Author: Shalini S. Sharma
Publication: India Today
Date: February 12, 2007

Introduction: How Paris became the fashion destination for a thousand weavers from villages in different parts of India

Weavers from remote villages of Rajasthan, Uttarakhand and Assam recently got a chance to showcase their talent at no less a place than the very mecca of fashion-Paris. This, thanks to Rangsutra, a company which has brought 1,000 weavers from these regions together as shareholders in the organisation. Each, with a capital of Rs 1,000, embarked on a journey of weaving their dreams into reality in 2004. Today they supply garments and furnishings to tony stores like Fabindia and Spaces.

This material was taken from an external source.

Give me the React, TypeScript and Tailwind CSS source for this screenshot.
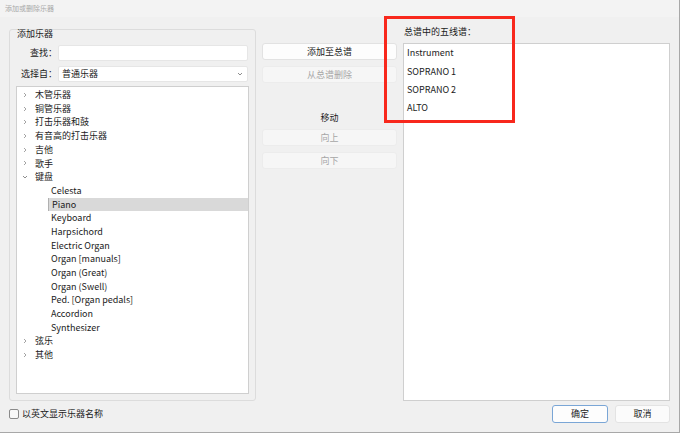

The Paris order was secured through the Net. The artisans were given the design and the raw material as per the client's specification. The result was a product comparable to the best on the ramp.

The idea behind Rangsutra, says Sumita Ghose, director, is to bridge the gap between artisans and customers, traditional and contemporary and between change and continuity. The efforts are already showing results. The living standards of artisans have improved. From Rs 500 to Rs 1,500 per month that they used to earn earlier, today they are able to make up to Rs 5,000 every month. Work flow is steady and there is no fear of exploitation by unscrupulous middlemen.

Today Mathri, from village Dandkala on the India-Pakistan border in Rajasthan; Kusum from village Bajju and Luna Ram from village Borodi all exude a new confidence as they get ready to face a new world of upmarket customers and high-end designers.

According to Ghose, a Mumbai-based venture capitalist is looking at providing funds to the company which it hopes to utilise in developing new designs and exploring newer avenues in the export market. The company put up its first exhibition in Delhi recently where a range of garments, home furnishings and accessories were on display.

Most of the work done in the area of handicraft and handloom in India, adopting a social development model, is unsustainable. Projects are grant-based and this dependence makes then unviable after a point. Also, most of the organisations in this sector start off from the existing product and skills, build on this and then try to sell the resultant product in the market. While craftspeople continue to remain "beneficiaries" in most other cases, Rangsutra, by making them "shareholders" in this venture is hoping to weave it differently.